→ WHAT THE EXERCISE ASKS:
Copy exactly the lines from the start of the material through the line with "ChevronLeft, ChevronRight, ChevronDown". Pictures stay out of the copy.

start

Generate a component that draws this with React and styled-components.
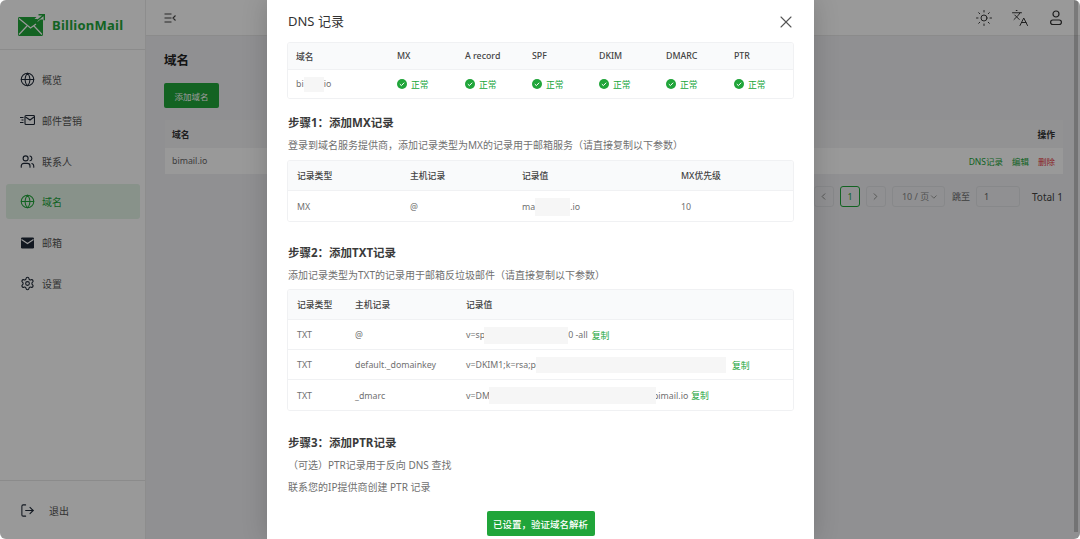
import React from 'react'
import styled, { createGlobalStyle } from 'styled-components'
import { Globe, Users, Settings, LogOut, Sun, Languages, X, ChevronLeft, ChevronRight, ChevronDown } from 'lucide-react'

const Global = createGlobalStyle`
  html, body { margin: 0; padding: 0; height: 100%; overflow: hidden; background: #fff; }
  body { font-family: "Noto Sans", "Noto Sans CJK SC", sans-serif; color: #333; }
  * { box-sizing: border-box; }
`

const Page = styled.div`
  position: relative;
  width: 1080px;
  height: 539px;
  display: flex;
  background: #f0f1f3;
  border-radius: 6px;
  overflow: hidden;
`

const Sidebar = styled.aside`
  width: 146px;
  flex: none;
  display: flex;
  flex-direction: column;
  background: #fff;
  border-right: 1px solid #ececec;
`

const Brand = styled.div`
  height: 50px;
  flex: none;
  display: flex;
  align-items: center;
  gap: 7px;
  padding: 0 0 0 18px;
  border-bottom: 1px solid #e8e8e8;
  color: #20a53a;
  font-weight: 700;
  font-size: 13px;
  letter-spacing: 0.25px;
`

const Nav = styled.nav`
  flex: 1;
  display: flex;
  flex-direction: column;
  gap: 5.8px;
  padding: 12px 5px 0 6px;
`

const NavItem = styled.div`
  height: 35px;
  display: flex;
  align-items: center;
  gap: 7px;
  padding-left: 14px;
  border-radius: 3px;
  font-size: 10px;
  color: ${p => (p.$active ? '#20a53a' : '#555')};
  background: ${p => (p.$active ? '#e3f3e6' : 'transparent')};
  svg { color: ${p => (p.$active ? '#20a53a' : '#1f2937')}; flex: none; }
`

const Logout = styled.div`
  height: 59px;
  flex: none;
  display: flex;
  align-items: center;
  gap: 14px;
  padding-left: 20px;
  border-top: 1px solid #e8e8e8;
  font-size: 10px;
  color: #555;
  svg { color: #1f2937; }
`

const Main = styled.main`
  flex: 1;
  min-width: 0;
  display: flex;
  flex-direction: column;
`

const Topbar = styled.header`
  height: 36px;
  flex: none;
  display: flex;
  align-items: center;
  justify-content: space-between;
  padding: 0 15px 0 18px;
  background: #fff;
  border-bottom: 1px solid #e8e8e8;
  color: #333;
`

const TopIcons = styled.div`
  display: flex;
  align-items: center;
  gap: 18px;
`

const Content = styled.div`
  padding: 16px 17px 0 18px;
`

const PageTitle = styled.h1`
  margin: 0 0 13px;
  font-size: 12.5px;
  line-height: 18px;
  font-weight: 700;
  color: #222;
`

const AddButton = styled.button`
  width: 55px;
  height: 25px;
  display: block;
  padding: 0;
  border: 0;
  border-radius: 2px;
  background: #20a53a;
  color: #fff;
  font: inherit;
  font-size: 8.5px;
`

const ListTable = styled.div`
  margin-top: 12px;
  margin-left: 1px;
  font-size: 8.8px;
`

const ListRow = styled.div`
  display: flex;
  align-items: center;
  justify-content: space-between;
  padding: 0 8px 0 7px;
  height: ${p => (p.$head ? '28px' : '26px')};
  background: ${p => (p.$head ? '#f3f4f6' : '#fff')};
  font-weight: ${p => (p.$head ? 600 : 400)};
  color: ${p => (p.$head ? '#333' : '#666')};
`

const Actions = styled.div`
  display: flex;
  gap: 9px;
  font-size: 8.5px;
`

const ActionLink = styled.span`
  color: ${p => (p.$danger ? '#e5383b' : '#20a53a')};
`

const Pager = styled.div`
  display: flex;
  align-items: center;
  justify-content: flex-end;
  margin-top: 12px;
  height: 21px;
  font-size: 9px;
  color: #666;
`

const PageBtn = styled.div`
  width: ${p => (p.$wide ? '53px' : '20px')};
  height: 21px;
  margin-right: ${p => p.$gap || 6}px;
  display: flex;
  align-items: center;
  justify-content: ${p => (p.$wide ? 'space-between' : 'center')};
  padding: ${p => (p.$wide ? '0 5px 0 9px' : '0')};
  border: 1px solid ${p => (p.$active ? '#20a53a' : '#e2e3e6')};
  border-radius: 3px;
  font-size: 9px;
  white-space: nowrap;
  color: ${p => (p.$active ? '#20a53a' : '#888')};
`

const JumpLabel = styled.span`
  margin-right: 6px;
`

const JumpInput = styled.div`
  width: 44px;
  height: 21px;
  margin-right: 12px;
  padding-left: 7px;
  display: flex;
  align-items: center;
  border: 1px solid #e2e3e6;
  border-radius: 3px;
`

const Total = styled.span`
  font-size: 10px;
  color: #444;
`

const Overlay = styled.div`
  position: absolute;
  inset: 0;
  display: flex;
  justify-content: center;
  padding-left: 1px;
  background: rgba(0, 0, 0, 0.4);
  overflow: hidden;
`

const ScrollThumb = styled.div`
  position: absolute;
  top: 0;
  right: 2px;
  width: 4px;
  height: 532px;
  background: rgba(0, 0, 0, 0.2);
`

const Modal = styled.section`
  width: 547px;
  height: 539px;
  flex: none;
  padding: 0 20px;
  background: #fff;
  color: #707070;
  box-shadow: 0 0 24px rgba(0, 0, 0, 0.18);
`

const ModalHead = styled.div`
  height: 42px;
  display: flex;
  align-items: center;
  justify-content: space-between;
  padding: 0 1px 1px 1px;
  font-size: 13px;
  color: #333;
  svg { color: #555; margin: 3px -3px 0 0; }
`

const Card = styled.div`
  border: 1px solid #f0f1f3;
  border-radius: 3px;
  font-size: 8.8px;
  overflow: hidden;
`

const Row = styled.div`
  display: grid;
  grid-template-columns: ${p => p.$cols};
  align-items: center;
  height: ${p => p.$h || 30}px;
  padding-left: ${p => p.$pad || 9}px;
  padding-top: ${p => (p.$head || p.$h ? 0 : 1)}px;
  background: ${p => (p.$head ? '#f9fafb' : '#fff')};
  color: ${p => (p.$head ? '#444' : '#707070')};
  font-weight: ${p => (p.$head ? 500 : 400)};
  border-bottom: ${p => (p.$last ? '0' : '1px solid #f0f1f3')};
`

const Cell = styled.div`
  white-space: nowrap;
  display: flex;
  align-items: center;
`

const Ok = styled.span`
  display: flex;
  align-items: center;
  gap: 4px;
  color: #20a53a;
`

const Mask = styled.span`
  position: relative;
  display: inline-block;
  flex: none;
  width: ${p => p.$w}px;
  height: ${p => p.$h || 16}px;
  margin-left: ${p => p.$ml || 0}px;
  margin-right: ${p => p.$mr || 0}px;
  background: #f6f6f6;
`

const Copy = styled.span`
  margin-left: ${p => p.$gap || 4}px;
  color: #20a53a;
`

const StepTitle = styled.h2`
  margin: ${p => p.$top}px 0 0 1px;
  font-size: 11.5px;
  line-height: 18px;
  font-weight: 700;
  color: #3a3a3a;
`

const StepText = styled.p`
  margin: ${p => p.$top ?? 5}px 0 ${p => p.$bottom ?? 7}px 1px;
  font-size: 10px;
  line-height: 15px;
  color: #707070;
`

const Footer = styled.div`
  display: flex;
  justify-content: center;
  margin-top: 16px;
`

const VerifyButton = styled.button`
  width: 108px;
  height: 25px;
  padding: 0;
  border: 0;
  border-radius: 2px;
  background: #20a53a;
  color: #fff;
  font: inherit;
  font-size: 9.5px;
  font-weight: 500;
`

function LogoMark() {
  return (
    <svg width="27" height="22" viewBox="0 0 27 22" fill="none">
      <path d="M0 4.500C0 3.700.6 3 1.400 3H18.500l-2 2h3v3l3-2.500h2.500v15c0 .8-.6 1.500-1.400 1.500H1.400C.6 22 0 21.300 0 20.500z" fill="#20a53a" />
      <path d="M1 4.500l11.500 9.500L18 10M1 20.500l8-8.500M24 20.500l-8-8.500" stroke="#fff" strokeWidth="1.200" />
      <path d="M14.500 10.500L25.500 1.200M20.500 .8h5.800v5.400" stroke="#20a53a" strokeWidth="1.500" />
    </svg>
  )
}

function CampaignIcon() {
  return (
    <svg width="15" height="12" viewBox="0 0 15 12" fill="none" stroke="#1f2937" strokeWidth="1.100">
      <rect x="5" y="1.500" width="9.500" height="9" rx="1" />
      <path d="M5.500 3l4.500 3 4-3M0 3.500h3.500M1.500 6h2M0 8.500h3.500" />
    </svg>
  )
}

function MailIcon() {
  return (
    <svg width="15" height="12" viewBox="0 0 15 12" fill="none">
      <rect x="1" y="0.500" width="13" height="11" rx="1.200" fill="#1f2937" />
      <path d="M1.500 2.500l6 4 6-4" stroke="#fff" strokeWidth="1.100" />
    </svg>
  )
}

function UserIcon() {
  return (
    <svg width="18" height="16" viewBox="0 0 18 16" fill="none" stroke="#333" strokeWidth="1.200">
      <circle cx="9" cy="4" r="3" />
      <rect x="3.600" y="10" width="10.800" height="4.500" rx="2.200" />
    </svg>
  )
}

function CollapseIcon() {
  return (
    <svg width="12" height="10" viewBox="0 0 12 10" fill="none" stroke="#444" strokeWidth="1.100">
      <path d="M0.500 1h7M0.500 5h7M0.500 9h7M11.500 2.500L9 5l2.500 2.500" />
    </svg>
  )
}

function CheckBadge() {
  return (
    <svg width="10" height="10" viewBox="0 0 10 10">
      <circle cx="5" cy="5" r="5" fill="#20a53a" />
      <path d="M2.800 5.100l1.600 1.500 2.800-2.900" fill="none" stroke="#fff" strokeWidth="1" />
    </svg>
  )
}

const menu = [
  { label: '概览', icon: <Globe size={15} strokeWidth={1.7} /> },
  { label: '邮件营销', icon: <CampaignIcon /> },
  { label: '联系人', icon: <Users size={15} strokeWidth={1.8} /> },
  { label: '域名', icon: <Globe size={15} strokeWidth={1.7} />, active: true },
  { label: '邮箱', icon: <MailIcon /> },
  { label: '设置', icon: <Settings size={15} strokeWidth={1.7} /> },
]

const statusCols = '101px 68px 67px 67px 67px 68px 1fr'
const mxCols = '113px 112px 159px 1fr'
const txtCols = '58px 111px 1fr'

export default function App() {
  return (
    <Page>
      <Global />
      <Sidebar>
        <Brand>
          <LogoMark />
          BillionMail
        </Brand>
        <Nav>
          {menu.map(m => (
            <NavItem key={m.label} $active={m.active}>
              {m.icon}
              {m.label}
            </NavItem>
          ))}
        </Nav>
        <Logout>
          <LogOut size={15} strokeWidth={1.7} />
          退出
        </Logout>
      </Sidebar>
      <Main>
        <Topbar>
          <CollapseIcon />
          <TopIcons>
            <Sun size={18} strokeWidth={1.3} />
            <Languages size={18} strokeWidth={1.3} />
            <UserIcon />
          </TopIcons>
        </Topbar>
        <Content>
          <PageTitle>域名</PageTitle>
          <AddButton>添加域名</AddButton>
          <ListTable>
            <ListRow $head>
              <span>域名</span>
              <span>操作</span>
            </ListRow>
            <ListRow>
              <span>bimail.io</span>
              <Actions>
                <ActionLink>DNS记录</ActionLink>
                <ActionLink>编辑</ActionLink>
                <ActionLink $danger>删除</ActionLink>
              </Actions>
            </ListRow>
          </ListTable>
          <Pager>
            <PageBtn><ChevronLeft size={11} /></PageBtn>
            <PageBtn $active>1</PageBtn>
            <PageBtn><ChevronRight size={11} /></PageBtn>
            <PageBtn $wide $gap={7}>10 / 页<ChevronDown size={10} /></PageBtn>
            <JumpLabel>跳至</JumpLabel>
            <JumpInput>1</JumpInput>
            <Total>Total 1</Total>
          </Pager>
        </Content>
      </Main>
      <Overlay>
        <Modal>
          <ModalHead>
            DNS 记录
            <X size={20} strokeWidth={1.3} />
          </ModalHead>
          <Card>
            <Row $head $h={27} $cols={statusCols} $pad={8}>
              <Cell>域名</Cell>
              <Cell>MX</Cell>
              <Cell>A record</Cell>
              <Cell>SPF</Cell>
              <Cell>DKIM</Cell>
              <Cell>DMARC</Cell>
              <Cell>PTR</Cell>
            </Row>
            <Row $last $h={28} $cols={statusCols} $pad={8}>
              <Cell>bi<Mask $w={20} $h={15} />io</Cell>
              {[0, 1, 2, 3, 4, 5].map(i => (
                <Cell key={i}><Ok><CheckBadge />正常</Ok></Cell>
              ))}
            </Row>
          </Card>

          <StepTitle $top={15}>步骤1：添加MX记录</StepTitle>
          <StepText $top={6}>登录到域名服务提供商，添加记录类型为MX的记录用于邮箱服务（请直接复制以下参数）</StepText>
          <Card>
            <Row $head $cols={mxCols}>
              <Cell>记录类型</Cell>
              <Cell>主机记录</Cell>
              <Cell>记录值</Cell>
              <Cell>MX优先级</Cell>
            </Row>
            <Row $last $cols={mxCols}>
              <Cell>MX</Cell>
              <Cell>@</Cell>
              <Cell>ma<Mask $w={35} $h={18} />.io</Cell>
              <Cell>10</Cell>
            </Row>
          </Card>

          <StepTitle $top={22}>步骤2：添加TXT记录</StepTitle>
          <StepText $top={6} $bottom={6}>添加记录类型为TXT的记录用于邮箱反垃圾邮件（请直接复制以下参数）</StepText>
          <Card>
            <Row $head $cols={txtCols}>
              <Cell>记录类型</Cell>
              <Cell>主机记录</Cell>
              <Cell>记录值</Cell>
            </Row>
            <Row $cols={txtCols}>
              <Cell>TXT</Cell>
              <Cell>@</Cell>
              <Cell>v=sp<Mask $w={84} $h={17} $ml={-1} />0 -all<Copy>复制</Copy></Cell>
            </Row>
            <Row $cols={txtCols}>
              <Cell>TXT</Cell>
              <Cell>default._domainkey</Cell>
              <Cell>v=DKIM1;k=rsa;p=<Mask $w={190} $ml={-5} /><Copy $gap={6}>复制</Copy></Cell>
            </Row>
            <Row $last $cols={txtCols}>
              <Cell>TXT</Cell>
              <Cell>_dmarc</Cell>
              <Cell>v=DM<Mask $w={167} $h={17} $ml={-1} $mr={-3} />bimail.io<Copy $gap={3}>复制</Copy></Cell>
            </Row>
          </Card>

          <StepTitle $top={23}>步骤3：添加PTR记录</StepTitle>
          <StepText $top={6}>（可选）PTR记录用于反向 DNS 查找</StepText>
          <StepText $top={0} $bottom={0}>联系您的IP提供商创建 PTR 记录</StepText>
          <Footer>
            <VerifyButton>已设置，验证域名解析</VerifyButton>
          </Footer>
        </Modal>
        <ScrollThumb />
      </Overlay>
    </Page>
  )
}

end

→ TASK SOLUTION:
Generate a component that draws this with React and styled-components.
import React from 'react'
import styled, { createGlobalStyle } from 'styled-components'
import { Globe, Users, Settings, LogOut, Sun, Languages, X, ChevronLeft, ChevronRight, ChevronDown } from 'lucide-react'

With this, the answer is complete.